Titanic Aborad the Queen Mary

 
 
The most technologically advanced ship of its time, the RMS Titanic was described to be “practically unsinkable by “The Shipbuilder Magazine” in 1911. At 882.9 feet long, the Titanic was not only the largest ship of the early 20th century, but also the largest moving object built by man before 1912.

With a double-bottom hull and a system of 16 water-tight compartments supporting the ship, even if four compartments were compromised, the Titanic was also purported to be the safest ship ever built. It took two years to build and 10 months to decorate, but on April 14, 1912, only two hours and 40 minutes for the 46,328-ton, 2,440-passenger ship to sink two-and-a-half miles below the Atlantic Ocean.

“There was no moon, and I have never seen the stars shine brighter; they appeared to stand out of the sky, sparkling like diamonds. … It was the kind of night that made one feel glad to be alive,” said Jack Thayer, 1st-class passenger.

More than 270 recovered artifacts from the legendary sinking of the Titanic have been collected and are on display at the Queen Mary’s “Titanic: The Artifact Exhibition,” which welcomes passengers until Sept. 4.

Aboard the Queen Mary, a ship eclipsing the Titanic in length by more than 100 feet, the exhibition has the singular and intriguing appeal of boarding one historic passenger ship and simultaneously experiencing the tragic fate of another.

Before entering the exhibit and escaping the 21st century, a 1:48-scale model of the Titanic reveals the insides of the ship and encourages a glimpse into the dramatically different accommodation levels among first-, second- and third- class rooms.

Placed just a turn of a head away from the full-size third-class room replica was a bedroom from a first-class luxury suite. Although the basic first-class room, offered at $43,860 today, was comprised of four or more rooms, the quick life-size comparison of the luxurious private bedroom with the shared plain box of a third-class room proved fascinating and made immediately clear why the top-of-the-line first-class suite, with a private bathroom, running water and a private promenade, was offered at $78,950. The juxtaposition of the two rooms is one of the highlights of the exhibit, which lasts one to two hours, depending on how absorbed one becomes in the history and the meticulously prepared displays.

Most of us remember James Cameron’s stark portrayal of a third-class room in the most recent movie featuring Leonardo DiCaprio and Kate Winslet. Indeed, “Titanic” the movie and the exhibit both picture a nearly identical room, the latter featuring a full-scale replica.

Compared to other passenger ships of the time, the noisy and cramped (think two-thirds the size of a two-person dorm room with four people) rooms were actually as good if not better than the second-class accommodations on other ships of that era. Similarly, according to the exhibit, the Titanic second-class rooms rivaled the first-class accommodations of most contemporary liners. Even third-class passengers paid dearly for their spartan rooms, which, at $620 today, were often shared with other strangers.

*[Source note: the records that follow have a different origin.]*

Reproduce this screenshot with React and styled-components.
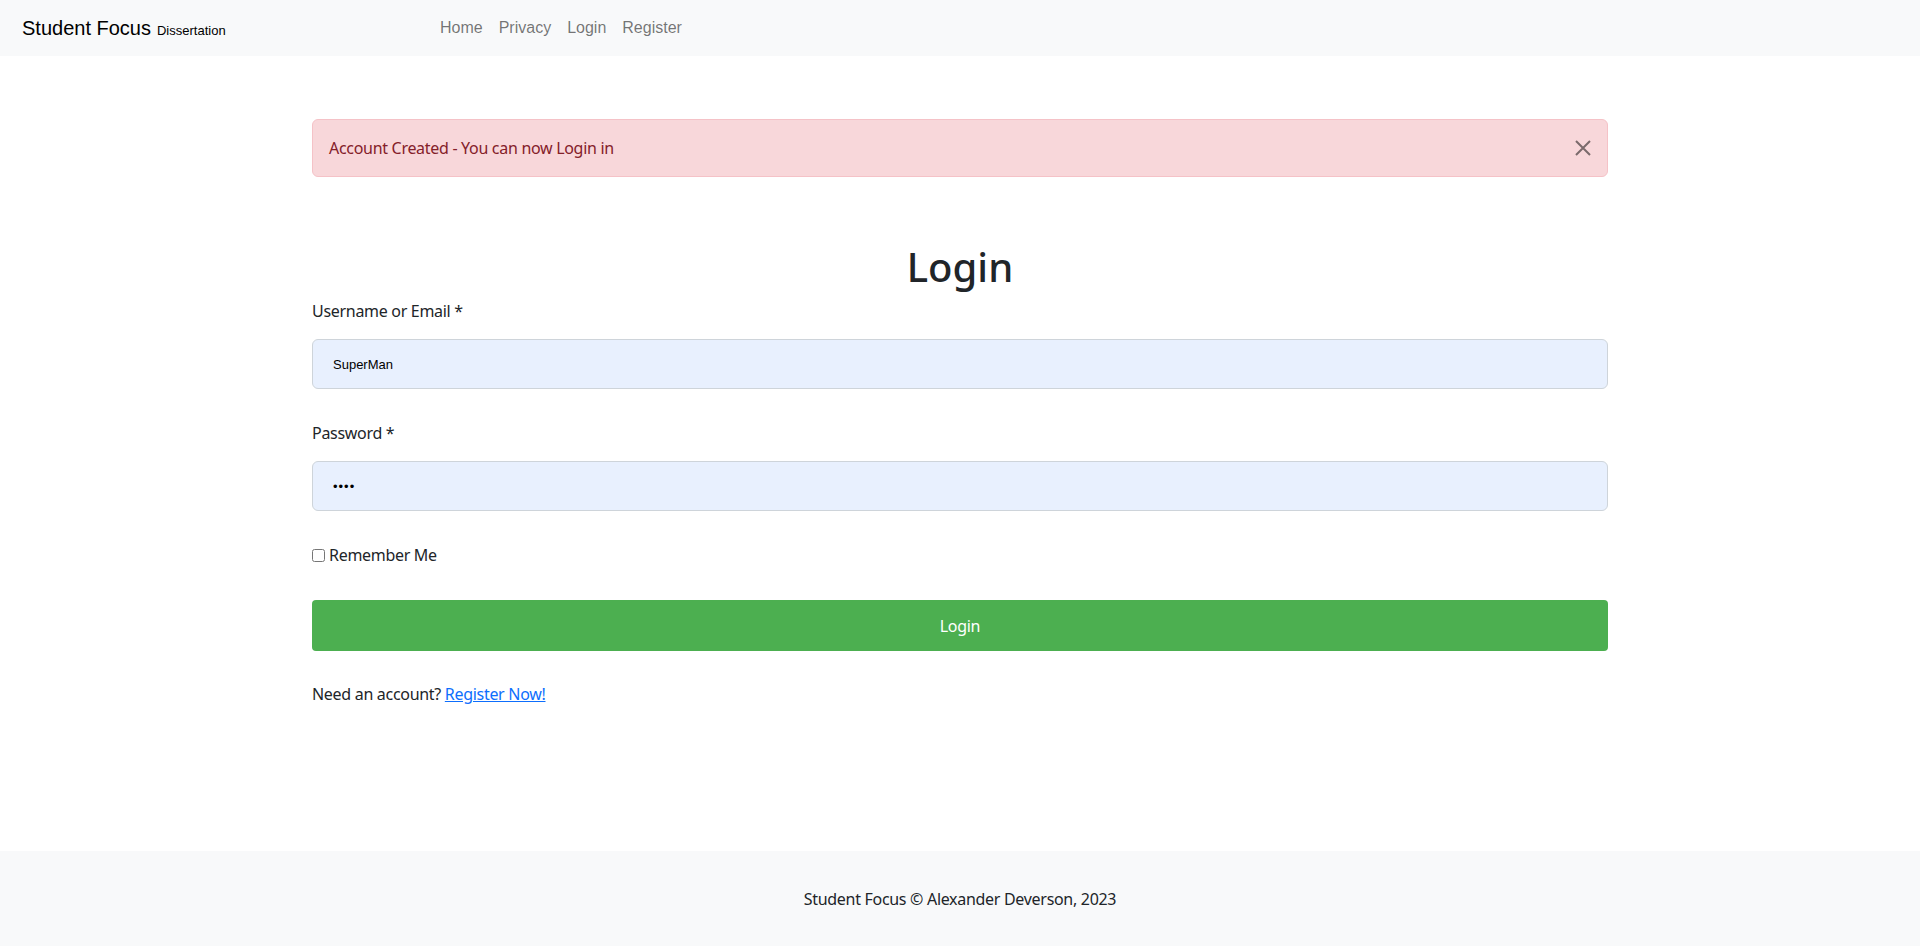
import React from "react";
import styled, { createGlobalStyle } from "styled-components";

const Global = createGlobalStyle`
  html, body { margin: 0; padding: 0; }
  body {
    font-family: "Noto Sans", "Open Sans", sans-serif;
    font-size: 16px;
    line-height: 1.5;
    color: #212529;
    background: #fff;
  }
  * { box-sizing: border-box; }
`;

const Page = styled.div`
  min-height: 100vh;
  display: flex;
  flex-direction: column;
`;

const NavBar = styled.nav`
  height: 56px;
  background: #f8f9fa;
  display: flex;
  align-items: center;
  padding-left: 22px;
  font-family: "Liberation Sans", Arial, sans-serif;
`;

const Brand = styled.a`
  width: 410px;
  display: flex;
  align-items: baseline;
  gap: 6px;
  color: #000;
  text-decoration: none;
  font-size: 20px;
  line-height: 1;
`;

const BrandSub = styled.small`
  font-size: 13px;
`;

const NavLinks = styled.ul`
  display: flex;
  list-style: none;
  margin: 0;
  padding: 0;
`;

const NavLink = styled.a`
  display: block;
  padding: 8px;
  font-size: 16px;
  line-height: 24px;
  color: rgba(0, 0, 0, 0.55);
  text-decoration: none;
`;

const Main = styled.main`
  flex: 1;
  width: 1320px;
  margin: 0 auto;
  padding: 63px 12px 40px;
  letter-spacing: -0.3px;
`;

const Alert = styled.div`
  display: flex;
  align-items: center;
  justify-content: space-between;
  background: #f8d7da;
  border: 1px solid #f5c2c7;
  color: #842029;
  border-radius: 6px;
  padding: 16px 16px;
  line-height: 24px;
`;

const CloseBtn = styled.button`
  border: 0;
  background: transparent;
  padding: 0;
  margin-right: -1px;
  width: 18px;
  height: 18px;
  display: flex;
  align-items: center;
  justify-content: center;
  opacity: 0.5;
  cursor: pointer;
`;

const Title = styled.h1`
  margin: 66px 0 8px;
  text-align: center;
  font-size: 40px;
  font-weight: 500;
  line-height: 48px;
  letter-spacing: 0;
`;

const Field = styled.div`
  display: flex;
  flex-direction: column;
  gap: 16px;
  margin-bottom: ${(p) => p.$mb || 32}px;
`;

const Label = styled.label`
  line-height: 24px;
`;

const Input = styled.input`
  height: 50px;
  width: 100%;
  border: 1px solid #ced4da;
  border-radius: 6px;
  background: #e8f0fe;
  padding: 0 20px;
  font-family: "Liberation Sans", Arial, sans-serif;
  font-size: 13px;
  color: #000;
  outline: none;
  letter-spacing: ${(p) => (p.type === "password" ? "1px" : "0")};
`;

const CheckRow = styled.label`
  display: flex;
  align-items: center;
  gap: 4px;
  line-height: 24px;
  margin-bottom: 33px;
`;

const Check = styled.input`
  margin: 0;
  width: 13px;
  height: 13px;
`;

const SubmitBtn = styled.button`
  width: 100%;
  height: 51px;
  border: 0;
  border-radius: 4px;
  background: #4caf50;
  color: #fff;
  font-family: inherit;
  font-size: 16px;
  letter-spacing: -0.3px;
  cursor: pointer;
  margin-bottom: 31px;
`;

const Note = styled.p`
  margin: 0;
  line-height: 24px;
`;

const Link = styled.a`
  color: #0d6efd;
  text-decoration: underline;
`;

const Footer = styled.footer`
  height: 95px;
  background: #f8f9fa;
  display: flex;
  align-items: center;
  justify-content: center;
  color: #212529;
  letter-spacing: -0.3px;
`;

export default function App() {
  return (
    <Page>
      <Global />
      <NavBar>
        <Brand href="#">
          Student Focus <BrandSub>Dissertation</BrandSub>
        </Brand>
        <NavLinks>
          {["Home", "Privacy", "Login", "Register"].map((l) => (
            <li key={l}>
              <NavLink href="#">{l}</NavLink>
            </li>
          ))}
        </NavLinks>
      </NavBar>
      <Main>
        <Alert>
          <span>Account Created - You can now Login in</span>
          <CloseBtn aria-label="Close">
            <svg width="16" height="16" viewBox="0 0 16 16">
              <path d="M1 1L15 15M15 1L1 15" stroke="#000" strokeWidth="2" />
            </svg>
          </CloseBtn>
        </Alert>
        <Title>Login</Title>
        <form onSubmit={(e) => e.preventDefault()}>
          <Field>
            <Label>Username or Email *</Label>
            <Input type="text" defaultValue="SuperMan" />
          </Field>
          <Field $mb={32}>
            <Label>Password *</Label>
            <Input type="password" defaultValue="1234" />
          </Field>
          <CheckRow>
            <Check type="checkbox" />
            Remember Me
          </CheckRow>
          <SubmitBtn type="submit">Login</SubmitBtn>
        </form>
        <Note>
          Need an account? <Link href="#">Register Now!</Link>
        </Note>
      </Main>
      <Footer>Student Focus © Alexander Deverson, 2023</Footer>
    </Page>
  );
}
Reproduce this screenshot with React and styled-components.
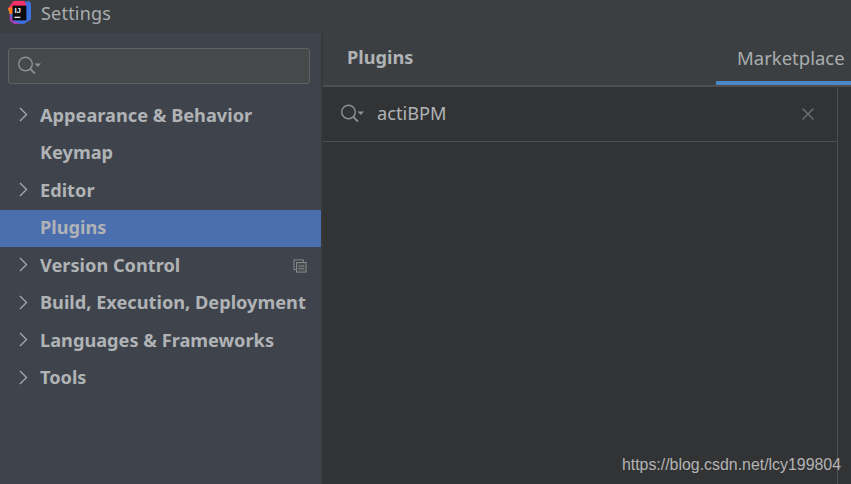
import React from "react";
import styled, { createGlobalStyle } from "styled-components";

const Global = createGlobalStyle`
  html, body { margin: 0; padding: 0; background: #3c3f41; }
  body { width: 851px; height: 484px; overflow: hidden; font-family: "Noto Sans", "Open Sans", sans-serif; }
`;
const Window = styled.div`
  position: relative; width: 851px; height: 484px; display: flex; flex-direction: column; overflow: hidden; background: #3c3f41;
`;
const TitleBar = styled.div`
  height: 33px; flex: none; display: flex; align-items: center; gap: 10px; padding-left: 7px; box-sizing: border-box; padding-bottom: 8px;
`;
const Title = styled.span`
  font-size: 18px; color: #a9adaf; letter-spacing: 0.2px;
`;
const Body = styled.div`
  flex: 1; display: flex; min-height: 0;
`;
const Sidebar = styled.nav`
  width: 321px; flex: none; background: #3e434c; padding-top: 15px; box-sizing: border-box;
`;
const Divider = styled.div`
  width: 2px; flex: none; background: #363839;
`;
const SideSearch = styled.div`
  margin: 0 11px 0 8px; height: 36px; box-sizing: border-box; border: 1px solid #5f6364; border-radius: 3px; background: #45494a; display: flex; align-items: center; padding-left: 8px;
`;
const Tree = styled.ul`
  list-style: none; margin: 13px 0 0; padding: 0;
`;
const Row = styled.li`
  height: 37.5px; display: flex; align-items: center; padding: 0 14px 0 18px; background: ${p => (p.$selected ? "#4b6eaf" : "transparent")};
`;
const Arrow = styled.span`
  width: 22px; flex: none; display: flex; align-items: center; color: #a4a7a9; padding: 0 0 2px 1px; box-sizing: border-box;
`;
const Label = styled.span`
  flex: 1; font-size: 18.2px; font-weight: 700; color: #b0b3b5; white-space: nowrap; line-height: 1; padding-bottom: 2px;
`;
const Main = styled.main`
  flex: 1; display: flex; flex-direction: column; min-width: 0;
`;
const Header = styled.header`
  height: 54px; flex: none; display: flex; justify-content: space-between; align-items: stretch; box-sizing: border-box; border-bottom: 2px solid #4d4f51; padding-left: 24px;
`;
const HeaderTitle = styled.h1`
  margin: 0; font-size: 18.2px; font-weight: 700; color: #b0b3b5; align-self: center; line-height: 1; padding-bottom: 3px;
`;
const Tab = styled.div`
  width: 135px; box-sizing: border-box; border-bottom: 4px solid #4a88c7; padding: 14px 0 0 21px; font-size: 18.5px; line-height: 22px; color: #a9adaf; white-space: nowrap; overflow: hidden;
`;
const Content = styled.div`
  flex: 1; display: flex; min-height: 0; background: #323335;
`;
const Left = styled.section`
  width: 515px; flex: none; box-sizing: border-box; border-right: 1px solid #4d4f51;
`;
const SearchRow = styled.div`
  height: 55px; box-sizing: border-box; border-bottom: 1px solid #4d4f51; display: flex; align-items: center; padding: 0 22px 0 17px; gap: 11px;
`;
const Query = styled.span`
  flex: 1; font-size: 18.2px; color: #b0b3b5; line-height: 1; padding-bottom: 2px;
`;
const Watermark = styled.span`
  position: absolute; right: 10px; top: 456px; font-family: "Liberation Sans", Arial, sans-serif; font-size: 15.9px; line-height: 18px; color: #b4b4b4; white-space: nowrap;
`;

const Logo = () => (
  <svg width="24" height="24" viewBox="0 0 26 26">
    <polygon points="1,8 8,0 19,1 24,0 26,3 26,20 18,25 9,24 4,22 3,13" fill="#3d71e0" />
    <polygon points="1,8 7,0 19,0 21,5 6,13" fill="#f4306b" />
    <polygon points="3,13 7,22 15,25 8,25 3,21" fill="#b13bb8" />
    <polygon points="1,8 6,6 6,14 3,14" fill="#f97a12" />
    <rect x="6" y="5" width="15" height="16" fill="#0b0b0d" />
    <text x="8" y="13" fontFamily="Liberation Sans" fontWeight="700" fontSize="8.5" fill="#f2f2f2">IJ</text>
    <rect x="8" y="17" width="6.5" height="1.4" fill="#e8e8e8" />
  </svg>
);
const SearchIcon = () => (
  <svg width="26" height="20" viewBox="0 0 26 20" fill="none">
    <circle cx="8.5" cy="8" r="6.8" stroke="#8e9193" strokeWidth="1.4" />
    <path d="M13.4 13 18 17.6" stroke="#8e9193" strokeWidth="1.8" />
    <path d="M17.5 7.5h6.5l-3.2 3.6z" fill="#8e9193" />
  </svg>
);
const Chevron = () => (
  <svg width="10" height="15" viewBox="0 0 10 15" fill="none">
    <path d="M1 1 7.5 7.5 1 14" stroke="#a4a7a9" strokeWidth="1.4" />
  </svg>
);
const ProjectIcon = () => (
  <svg width="14" height="14" viewBox="0 0 14 14" fill="none" stroke="#868a8c" strokeWidth="1">
    <path d="M3.5 10.5H.9V.9h9.6v2.6" />
    <rect x="3.5" y="3.5" width="9.6" height="9.6" fill="#4a4d50" />
    <path d="M5.5 7h5.6M5.5 9.8h5.6" />
  </svg>
);
const Close = () => (
  <svg width="14" height="14" viewBox="0 0 14 14" fill="none">
    <path d="M1.5 1.5 12.5 12.5M12.5 1.5 1.5 12.5" stroke="#6e7173" strokeWidth="1.4" />
  </svg>
);

const items = [
  { label: "Appearance & Behavior", arrow: true },
  { label: "Keymap" },
  { label: "Editor", arrow: true },
  { label: "Plugins", selected: true },
  { label: "Version Control", arrow: true, project: true },
  { label: "Build, Execution, Deployment", arrow: true },
  { label: "Languages & Frameworks", arrow: true },
  { label: "Tools", arrow: true },
];

export default function App() {
  return (
    <Window>
      <Global />
      <TitleBar>
        <Logo />
        <Title>Settings</Title>
      </TitleBar>
      <Body>
        <Sidebar>
          <SideSearch><SearchIcon /></SideSearch>
          <Tree>
            {items.map(it => (
              <Row key={it.label} $selected={it.selected}>
                <Arrow>{it.arrow && <Chevron />}</Arrow>
                <Label>{it.label}</Label>
                {it.project && <ProjectIcon />}
              </Row>
            ))}
          </Tree>
        </Sidebar>
        <Divider />
        <Main>
          <Header>
            <HeaderTitle>Plugins</HeaderTitle>
            <Tab>Marketplace</Tab>
          </Header>
          <Content>
            <Left>
              <SearchRow>
                <SearchIcon />
                <Query>actiBPM</Query>
                <Close />
              </SearchRow>
            </Left>
          </Content>
        </Main>
      </Body>
      <Watermark>https://blog.csdn.net/lcy199804</Watermark>
    </Window>
  );
}
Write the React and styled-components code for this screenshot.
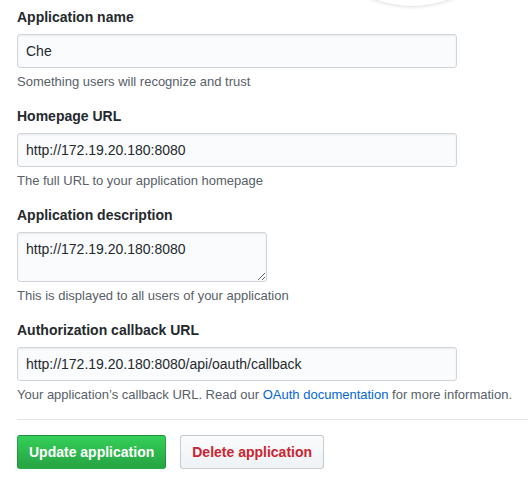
import React from "react";
import styled, { createGlobalStyle } from "styled-components";

const GlobalStyle = createGlobalStyle`
  html, body {
    margin: 0;
    padding: 0;
    background: #fff;
  }
  body {
    font-family: "Liberation Sans", Arial, sans-serif;
    font-size: 14px;
    color: #24292e;
  }
`;

const fields = [
  {
    label: "Application name",
    value: "Che",
    note: "Something users will recognize and trust",
  },
  {
    label: "Homepage URL",
    value: "http://172.19.20.180:8080",
    note: "The full URL to your application homepage",
  },
  {
    label: "Application description",
    value: "http://172.19.20.180:8080",
    note: "This is displayed to all users of your application",
    multiline: true,
  },
];

const App = () => {
  return (
    <Page>
      <GlobalStyle />
      <LogoPreview />
      <Form>
        {fields.map((f) => (
          <FormGroup key={f.label}>
            <Label>{f.label}</Label>
            {f.multiline ? (
              <TextArea defaultValue={f.value} />
            ) : (
              <Input defaultValue={f.value} />
            )}
            <Note>{f.note}</Note>
          </FormGroup>
        ))}
        <FormGroup>
          <Label>Authorization callback URL</Label>
          <Input defaultValue="http://172.19.20.180:8080/api/oauth/callback" />
          <Note>
            Your application’s callback URL. Read our{" "}
            <Link href="#">OAuth documentation</Link> for more information.
          </Note>
        </FormGroup>
        <Divider />
        <Actions>
          <Button variant="primary">Update application</Button>
          <Button variant="danger">Delete application</Button>
        </Actions>
      </Form>
    </Page>
  );
};

export default App;

const Page = styled.div`
  position: relative;
  width: 528px;
  height: 482px;
  overflow: hidden;
`;

// bottom edge of the logo preview circle from the section above
const LogoPreview = styled.div`
  position: absolute;
  left: 310px;
  top: -191px;
  width: 202px;
  height: 196px;
  border-radius: 50%;
  border: 1px solid #e6e8eb;
  box-shadow: 0 1px 3px rgba(27, 31, 35, 0.08);
  background: #fff;
`;

const Form = styled.form`
  display: flex;
  flex-direction: column;
  padding: 7px 0 0 17px;
`;

const FormGroup = styled.div`
  display: flex;
  flex-direction: column;
  align-items: flex-start;
  margin-bottom: 16px;
`;

const Label = styled.label`
  font-weight: bold;
  font-size: 14px;
  line-height: 21px;
  margin-bottom: 6px;
`;

const fieldBase = `
  box-sizing: border-box;
  font-family: "Liberation Sans", Arial, sans-serif;
  font-size: 14px;
  line-height: 20px;
  color: #24292e;
  background: #fafbfc;
  border: 1px solid #d1d5da;
  border-radius: 3px;
  box-shadow: inset 0 1px 2px rgba(27, 31, 35, 0.075);
  padding: 6px 8px;
  outline: none;
  margin: 0;
`;

const Input = styled.input`
  ${fieldBase}
  width: 440px;
  height: 34px;
`;

const TextArea = styled.textarea`
  ${fieldBase}
  width: 250px;
  height: 50px;
  resize: both;
  display: block;
`;

const Note = styled.p`
  margin: 5px 0 0;
  font-size: 13px;
  line-height: 17px;
  color: #586069;
`;

const Link = styled.a`
  color: #0366d6;
  text-decoration: none;
`;

const Divider = styled.hr`
  border: 0;
  border-top: 1px solid #e1e4e8;
  margin: 0 0 15px;
  height: 0;
  width: 100%;
`;

const Actions = styled.div`
  display: flex;
  gap: 14px;
`;

const Button = styled.button`
  box-sizing: border-box;
  height: 34px;
  padding: 6px 11px;
  font-family: "Liberation Sans", Arial, sans-serif;
  font-size: 14px;
  font-weight: bold;
  line-height: 20px;
  border-radius: 3px;
  border: 1px solid rgba(27, 31, 35, 0.2);
  cursor: pointer;
  color: ${(p) => (p.variant === "primary" ? "#fff" : "#cb2431")};
  background-image: ${(p) =>
    p.variant === "primary"
      ? "linear-gradient(-180deg, #34d058 0%, #28a745 90%)"
      : "linear-gradient(-180deg, #fafbfc 0%, #eff3f6 90%)"};
`;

By comparison, a modern flight on British Airways from Southampton, England to New York, N.Y. (the same route taken by the Titanic) in economy class costs about $2,500 and a seat in first-class sets one back a fraction of a first-class suite on the Titanic, at just $7,500 today. With the average American man in 1912 making $4,000 a year, passengers paid greatly for their place on the moving piece of history.

According to The Shipbuilder Magazine, “Everything [was] done in regards to the furniture and fittings to make the first-class accommodations more than equal to that provided in the finest hotel on shore.”

The core attraction of this exhibit lies in the close personal connection one feels with the passengers of the Titanic. With the multitude of paraphernalia and everyday items displayed, the exhibit excels at drawing the guest into the lives of Titanic passengers and into the world of 1912.

After the wreckage of the Titanic was located in 1985, extensive recovery and conservation efforts began to save everything from soup spoons, olive pits, tattered clothing, travel souvenirs, fine jewelry and much more. Amazingly, even a sealed bottle of champagne was recovered and is on display in the exhibit.

Besides the display of everyday items, firsthand accounts from those onboard the ship provide an excellent mix of content and conciseness, furthering the connection between guest and Titanic passenger. Guests are also given a boarding pass with the name of an actual passenger of the Titanic. Following the end of the exhibit, guests can find out whether the person on the boarding pass survived or went down with the ship.

Once a guest learns about the lives and thankless jobs of those who worked to power the ship, an icicle emerges and he or she can read quotes from those who chose to remain aboard the Titanic as it sunk and view a computerized video showing how exactly the ship sunk after it hit an iceberg.

Fascinating, detailed information and quotes are scattered throughout the exhibit, providing reason enough for those interested in history to come visit the Titanic aboard the Queen Mary. Even some of those who ordinarily stay away from museums may enjoy this historical exhibit.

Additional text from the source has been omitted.